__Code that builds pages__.

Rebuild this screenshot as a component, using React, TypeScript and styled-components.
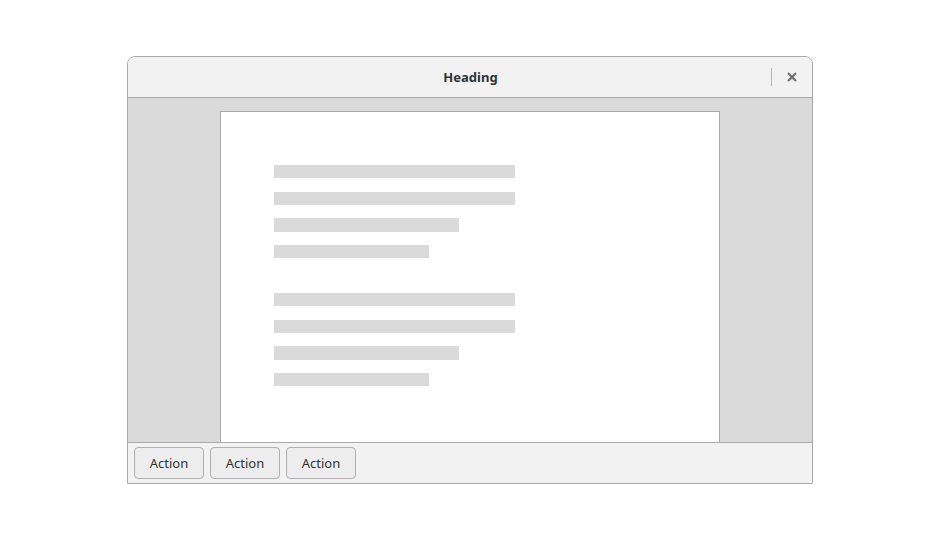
import React from "react";
import styled, { createGlobalStyle } from "styled-components";

const Global = createGlobalStyle`
  html, body { margin: 0; padding: 0; background: #ffffff; }
  body { font-family: "Noto Sans", "Open Sans", sans-serif; }
`;

const Page = styled.div`
  width: 940px;
  height: 540px;
  padding: 56px 0 0 127px;
  box-sizing: border-box;
`;

const Window = styled.div`
  width: 686px;
  height: 428px;
  box-sizing: border-box;
  border: 1px solid #a9a9a9;
  border-radius: 8px 8px 0 0;
  display: flex;
  flex-direction: column;
  overflow: hidden;
`;

const HeaderBar = styled.div`
  height: 40px;
  flex: none;
  background: #f2f2f2;
  border-bottom: 1px solid #a9a9a9;
  position: relative;
  display: flex;
  align-items: center;
  justify-content: center;
`;

const Title = styled.div`
  font-size: 13px;
  font-weight: 700;
  color: #2e3436;
  padding-left: 1px;
`;

const Controls = styled.div`
  position: absolute;
  right: 0;
  top: 0;
  height: 40px;
  display: flex;
  align-items: center;
`;

const Separator = styled.div`
  width: 1px;
  height: 18px;
  background: #b5b5b5;
  margin-right: 13px;
`;

const CloseButton = styled.div`
  width: 14px;
  height: 14px;
  margin-right: 13px;
  display: flex;
  align-items: center;
  justify-content: center;
`;

const Content = styled.div`
  flex: 1;
  background: #dadada;
  display: flex;
  justify-content: center;
  padding-top: 13px;
  overflow: hidden;
`;

const Paper = styled.div`
  width: 500px;
  box-sizing: border-box;
  background: #ffffff;
  border: 1px solid #a9a9a9;
  border-bottom: none;
  padding: 53px 0 0 53px;
  display: flex;
  flex-direction: column;
  gap: 34.67px;
`;

const Paragraph = styled.div`
  display: flex;
  flex-direction: column;
  gap: 13.33px;
`;

const Line = styled.div<{ $w: number }>`
  width: ${(p) => p.$w}px;
  height: 13.33px;
  background: #dadada;
`;

const Footer = styled.div`
  height: 41px;
  flex: none;
  box-sizing: border-box;
  background: #f2f2f2;
  border-top: 1px solid #a9a9a9;
  padding: 4px 6px;
  display: flex;
  gap: 6px;
`;

const Button = styled.button`
  width: 70px;
  height: 32px;
  box-sizing: border-box;
  border: 1px solid #b0b0b0;
  border-radius: 4px;
  background: #ededed;
  font-family: "Noto Sans", "Open Sans", sans-serif;
  font-size: 13px;
  color: #2e3436;
  padding: 0;
`;

const widths = [241, 241, 185, 155];

export default function App() {
  return (
    <>
      <Global />
      <Page>
        <Window>
          <HeaderBar>
            <Title>Heading</Title>
            <Controls>
              <Separator />
              <CloseButton>
                <svg width="10" height="10" viewBox="0 0 10 10">
                  <path d="M1 1 L9 9 M9 1 L1 9" stroke="#6b6b6b" strokeWidth="2" />
                </svg>
              </CloseButton>
            </Controls>
          </HeaderBar>
          <Content>
            <Paper>
              {[0, 1].map((p) => (
                <Paragraph key={p}>
                  {widths.map((w, i) => (
                    <Line key={i} $w={w} />
                  ))}
                </Paragraph>
              ))}
            </Paper>
          </Content>
          <Footer>
            <Button>Action</Button>
            <Button>Action</Button>
            <Button>Action</Button>
          </Footer>
        </Window>
      </Page>
    </>
  );
}
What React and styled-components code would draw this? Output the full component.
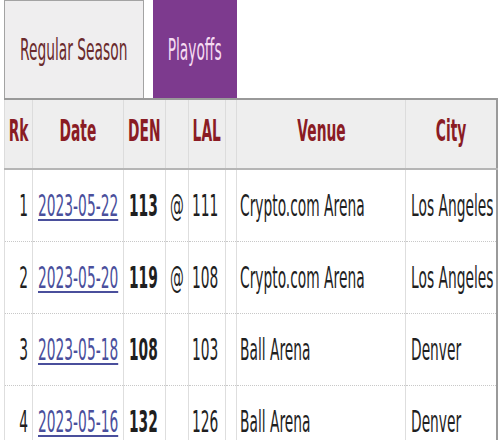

__TASK STATEMENT__.
Gather each line that holds "components".

__OUTPUT OF THE EXERCISE__.
Rebuild this screenshot as a component, using React, TypeScript and styled-components.
import styled, { createGlobalStyle } from "styled-components";
What React and styled-components code would draw this? Output the full component.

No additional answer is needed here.